One thing Bali taught us is that we can only survive by supporting each other and looking after each other. We have learned that family and friends are all we’ve got.

Community after community, colleges and schools municipalities and country towns, football clubs and surf clubs, factories and firms have been brought together, helping each other grieve, helping each other accept what can’t be changed, helping each other not to be destroyed by the pain helping each other to live.

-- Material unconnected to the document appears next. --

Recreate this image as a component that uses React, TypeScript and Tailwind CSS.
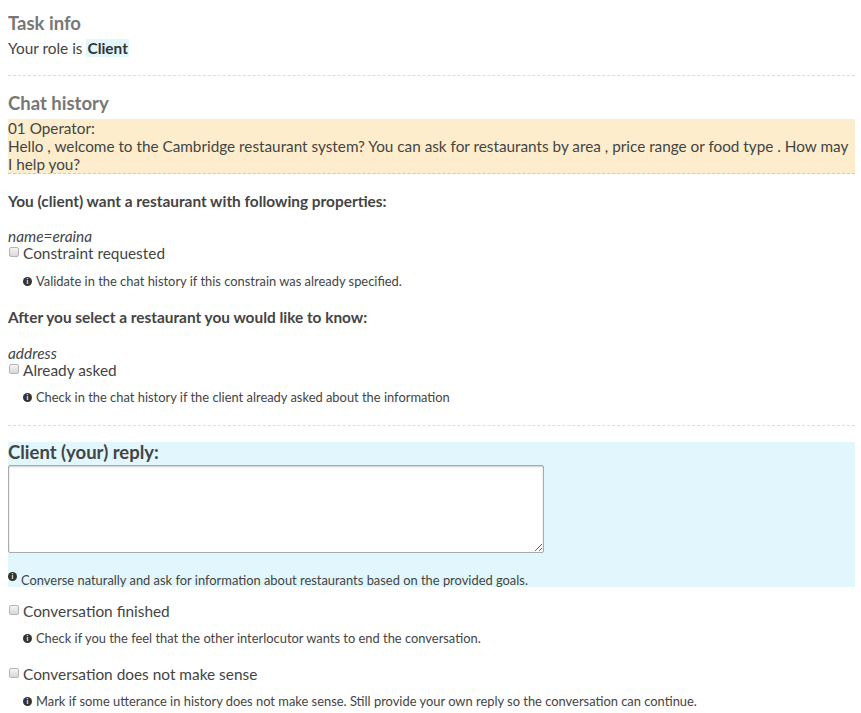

We’ve been reminded how careful we have to be never to take things for granted, about what the important things in life really are, and I guess we have also learned how unimportant much really is. We’ve also learned that we have to go on doing the ordinary things, the normal things, the daily things, and not to let hate or bitterness or despair or distrust or suspicion bring us down.

If they did, then the terrorists would really have won – they would have destroyed not only the people we’ve loved but also the love and the laughter. They’d have stopped us from living.

So many people who died in Bali were so young, but I know at our school one thing we learned – how even such a short life as Abbey’s was in fact really full and that she had touched so many people in such a short time.

I said at Abbey and Debbie’s funeral that they had so much living to do and that it was up to us to do that living for them. And it is true of them and of all who died at Kuta, Bali: We can shed tears that they are gone or we can smile because they have lived.

We can close our eyes and pray that they’ll come back or we can open our eyes and see all they’ve left.

Our hearts can be empty because we can’t see them or we can be full of the love we’ve shared.

We can turn our back on tomorrow and live yesterday or we can be happy for tomorrow because of yesterday.

We can remember them and only that they’ve gone or we can cherish their memory and let it live on.

We can cry and close our mind, be empty and turn our back or we can do what Debbie, Abbey, Robyn and Louisa would want: smile, open our eyes, keep loving and go on.